Establishing world governance that is not only responsible, plural and united but also legitimate and efficient could be seen, in the early 21st century, as utopian, an impossible objective. Nevertheless, world governance is essential and, regardless of the difficulties that citizens face and will continue to face, we must persevere in our efforts to put forward ideas, proposals and actions that will contribute to a form of world governance that is capable of meeting existing challenges.
Citizens are well aware that tensions, conflicts and wars persist, that national, regional and world institutions are powerless, and that the role of these institutions is reduced to avoiding irreparable deterioration of living conditions and prospects for survival for the world’s populations. We cannot expect deep or short-term changes to the United Nations’ political system or in the policies of multilateral institutions such as the World Bank, WTO or IMF. These institutions are too blocked by their structures and inherited thought processes to envisage evolutions likely to challenge their existence.
At the same time, transformation of the structures and role of nations, at the national and continental levels, is a slow process and numerous obstacles must be overcome. Meanwhile, associations operating in the civil society will continue to meet regularly at the various levels but, without viable propositions, they will not be able to transcend their status as protest movements lacking real influence on the institutional transformations that must be made in order to reconstruct world governance.
We cannot sit back and expect States, especially the most powerful ones, international institutions or think tanks established by multinational corporations to take the initiative for making changes alone. It is up to civil society, in all its diversity, to mobilize the innovative dynamics that it can generate.
From this situation, a new opportunity can emerge: the development and publication in many languages and many countries of a collection of Proposal Papers. These booklets will bring together, for each aspect of world governance, the most pertinent suggestions for introducing the necessary ruptures and mutations that must take place before a new, fairer and more sustainable form of world governance can be established.
Combining reflection and action, these proposals should serve as a catalyst for collective debate at the international level and as a tool for promoting and reinforcing actions initiated by groups and individuals striving for the introduction of new ideas and innovative practices capable of meeting the challenges we face in these early years of a new millennium.
The concept of Proposal Papers has emerged from past activities initiated by the Alliance for a responsible, plural and united world. The Alliance is an open network of people and organizations wishing to invent new forms of collective action, both locally and globally, and to ensure that they influence the future of a world that has become increasingly complex and interdependent. Between 1995 and 2001, some 60 Proposal Papers were issued via the Alliance’s thematic workshops, with the support of an independent international foundation based in Switzerland, the Charles Leopold Mayer Foundation for the Progress of Humankind (FPH). 

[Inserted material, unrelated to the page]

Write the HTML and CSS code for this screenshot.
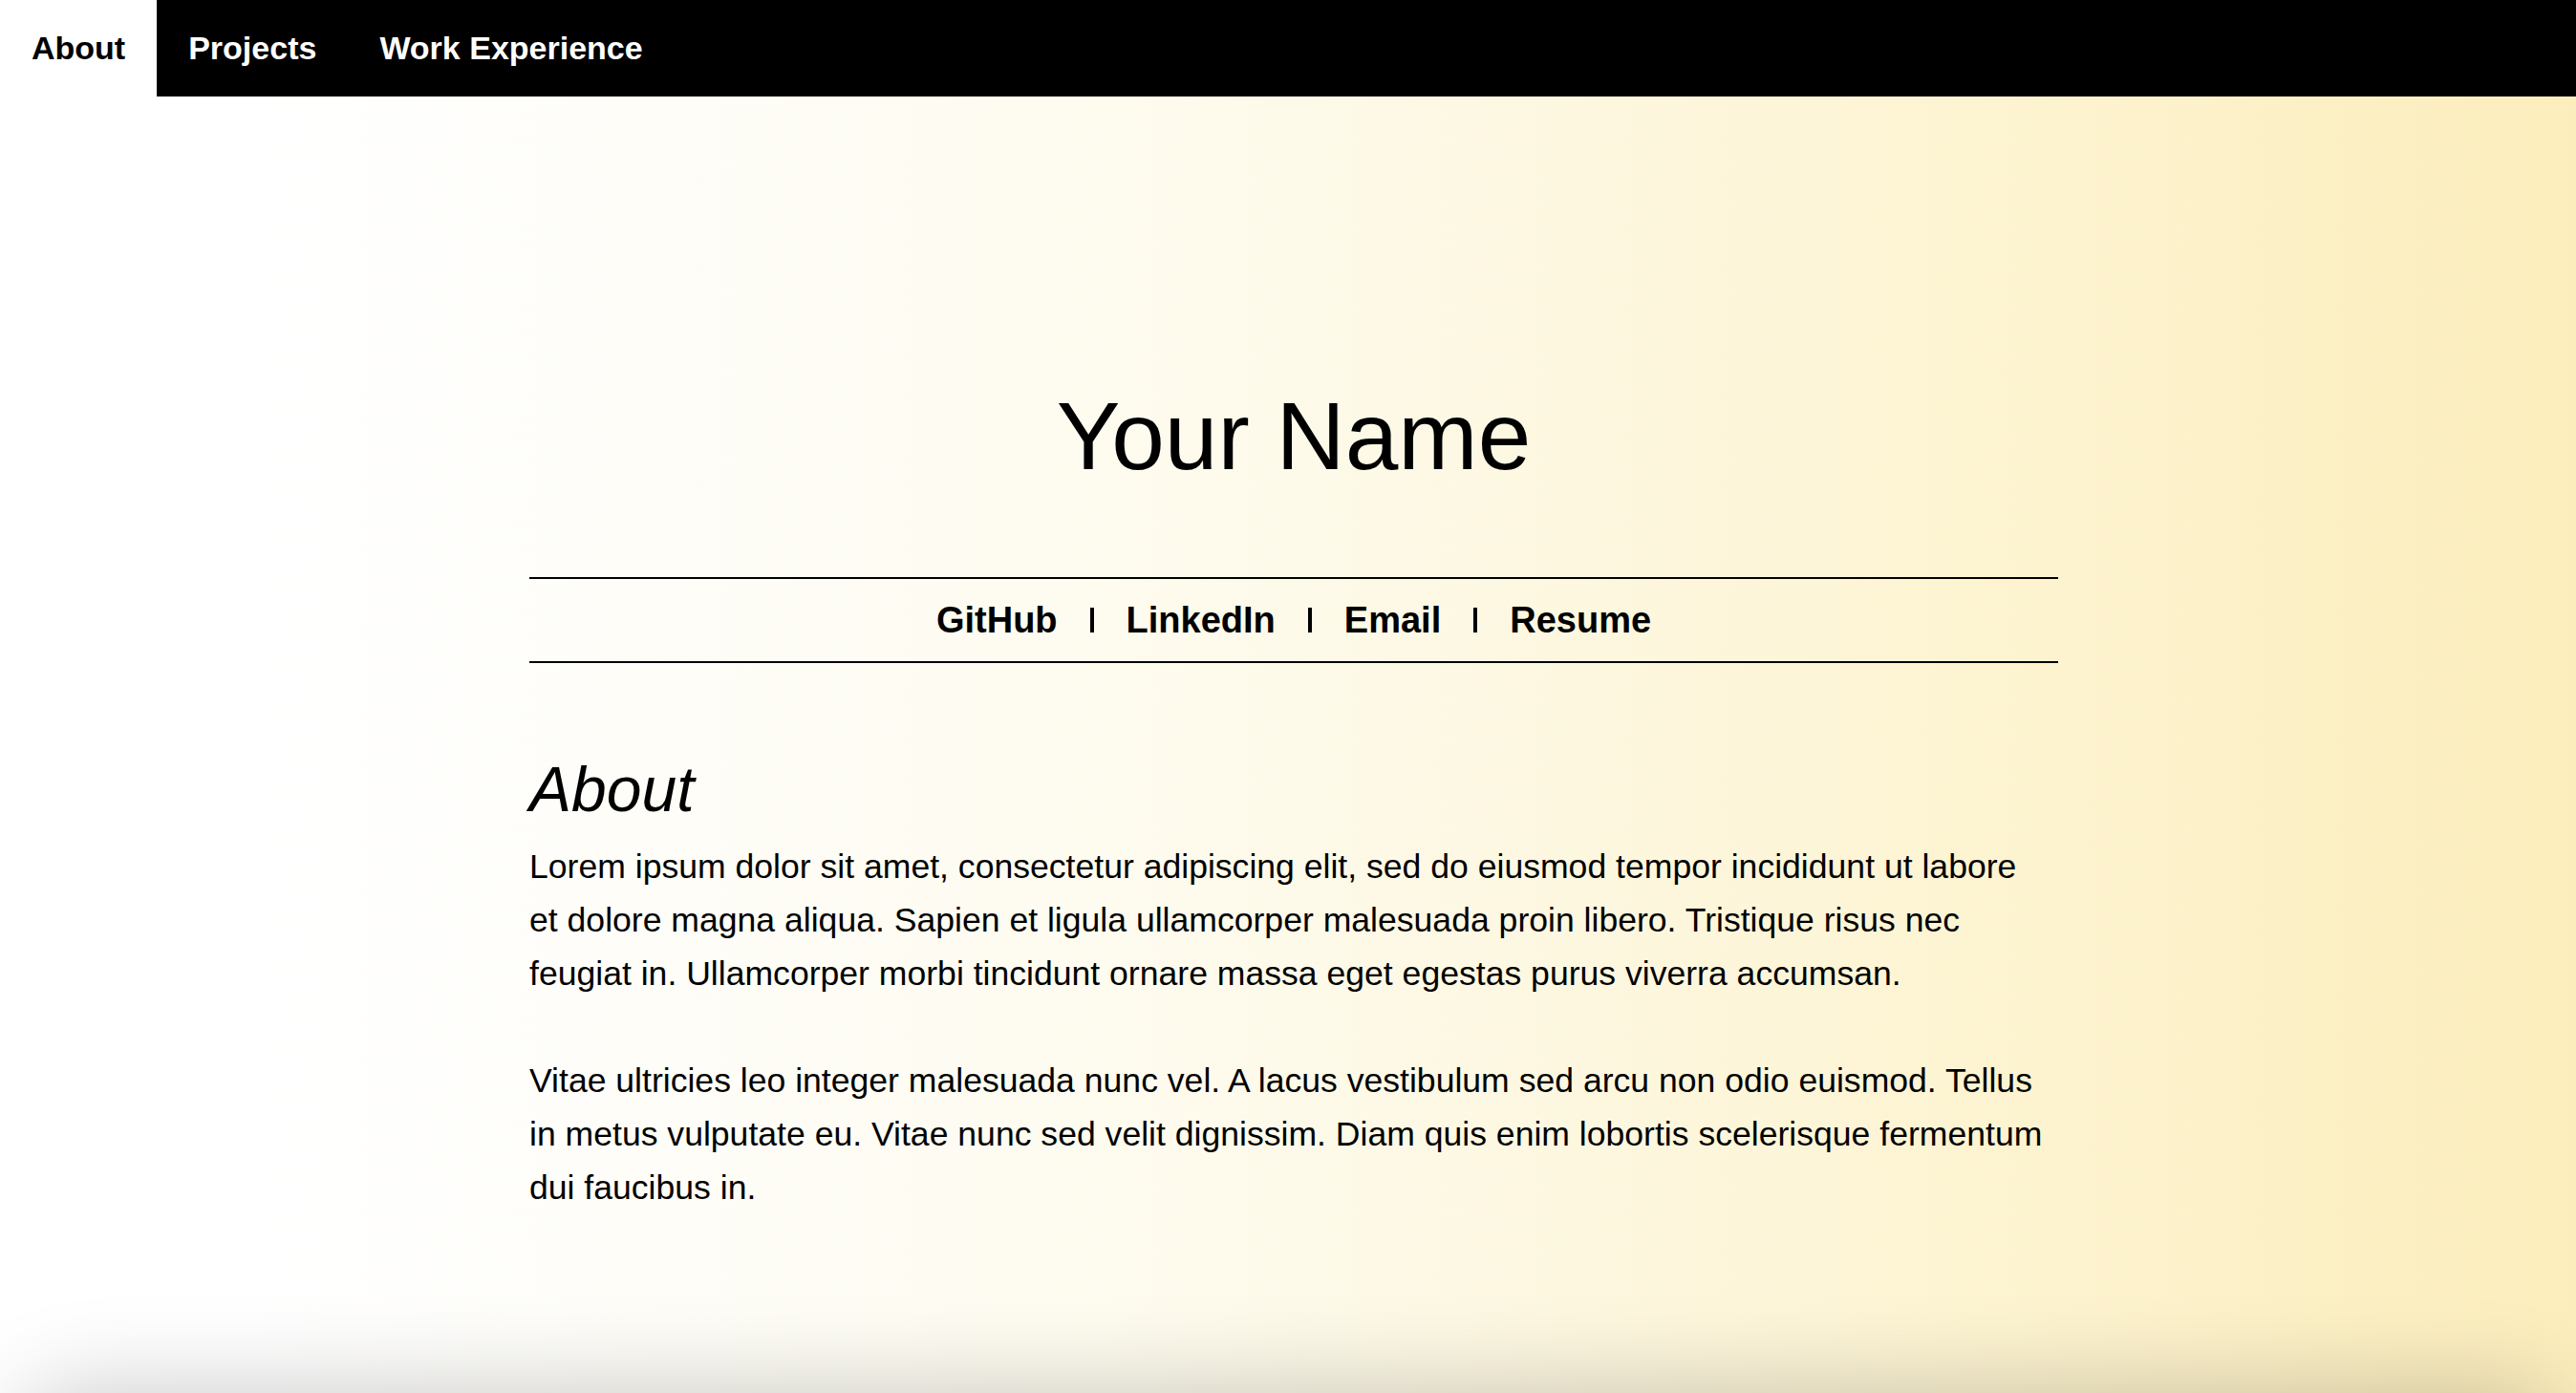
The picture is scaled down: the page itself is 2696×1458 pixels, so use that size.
FILE: index.html
```html
<!DOCTYPE html>
<html lang="en">
<head>
<meta charset="utf-8">
<title>Your Name</title>
<link rel="stylesheet" href="styles.css">
</head>
<body>
<nav class="topnav">
  <a class="tab active" href="#about">About</a>
  <a class="tab" href="#projects">Projects</a>
  <a class="tab" href="#work">Work Experience</a>
</nav>
<div class="page">
  <main class="content">
    <h1 class="name">Your Name</h1>
    <div class="links">
      <a href="#">GitHub</a><span class="sep"></span><a href="#">LinkedIn</a><span class="sep"></span><a href="#">Email</a><span class="sep"></span><a href="#">Resume</a>
    </div>
    <h2 class="section-title">About</h2>
    <p class="para">Lorem ipsum dolor sit amet, consectetur adipiscing elit, sed do eiusmod tempor incididunt ut labore et dolore magna aliqua. Sapien et ligula ullamcorper malesuada proin libero. Tristique risus nec feugiat in. Ullamcorper morbi tincidunt ornare massa eget egestas purus viverra accumsan.</p>
    <p class="para">Vitae ultricies leo integer malesuada nunc vel. A lacus vestibulum sed arcu non odio euismod. Tellus in metus vulputate eu. Vitae nunc sed velit dignissim. Diam quis enim lobortis scelerisque fermentum dui faucibus in.</p>
  </main>
</div>
<div class="bottom-shadow"></div>
</body>
</html>
```

FILE: styles.css
```css
html, body {
  margin: 0;
  padding: 0;
}

body {
  min-height: 100vh;
  overflow: hidden;
  font-family: "Liberation Sans", Arial, Helvetica, sans-serif;
  color: #000;
  background: linear-gradient(to right,
    #ffffff 0%,
    #ffffff 10%,
    #fefdf8 25%,
    #fefbee 45%,
    #fdf7df 62%,
    #fdf4d3 75%,
    #fcf0c5 90%,
    #fcedbc 100%);
}

.topnav {
  display: flex;
  height: 101px;
  background: #000;
}

.tab {
  display: block;
  padding: 0 33px;
  line-height: 101px;
  font-size: 34px;
  font-weight: 700;
  color: #fff;
  text-decoration: none;
}

.tab.active {
  background: #fff;
  color: #000;
}

.page {
  padding-left: 12px;
}

.content {
  width: 1600px;
  margin: 0 auto;
}

.name {
  margin: 305px 0 0;
  font-size: 100px;
  line-height: 100px;
  font-weight: 400;
  text-align: center;
}

.links {
  margin-top: 98px;
  height: 86px;
  border-top: 2px solid #000;
  border-bottom: 2px solid #000;
  text-align: center;
  font-size: 38px;
  line-height: 86px;
  font-weight: 700;
}

.links a {
  color: #000;
  text-decoration: none;
}

.sep {
  display: inline-block;
  width: 4px;
  height: 26px;
  margin: 0 34px;
  background: #000;
}

.section-title {
  margin: 95px 0 16px;
  font-size: 66px;
  line-height: 74px;
  font-style: italic;
  font-weight: 400;
}

.para {
  width: 1595.7px;
  margin: 0 0 56px;
  font-size: 35.6px;
  line-height: 56px;
}

.bottom-shadow {
  position: fixed;
  left: 20px;
  right: 20px;
  top: 100%;
  height: 200px;
  border-radius: 60px;
  box-shadow: 0 0 100px rgba(0, 0, 0, 0.22);
  pointer-events: none;
}
```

For this new series of Proposal Papers, a new format has been created: the Forum for a New World Governance. Created in 2008 with support from FPH, this initiative aims to generate a wide-ranging debate on world governance: in other words, to explore and identify the most appropriate methods of governance for our world today and for the future, given that, as history has shown, the greatest changes occur with unprecedented speed. In order to give substance to this vast debate, the Forum will invite as many participants as possible to come forward and think, discuss and work for the emergence of new ideas on managing this planet of ours, in all its various forms, at all levels, linking the local to the global and initiating a wide variety of action opportunities. The Forum will organize and facilitate seminars, speeches and local debates. All contributions will be widely published via a large range of outlets: an Internet site (www.world-governance.org) indispensable for promoting new publications, creation of networks, exchanges of ideas and proposals.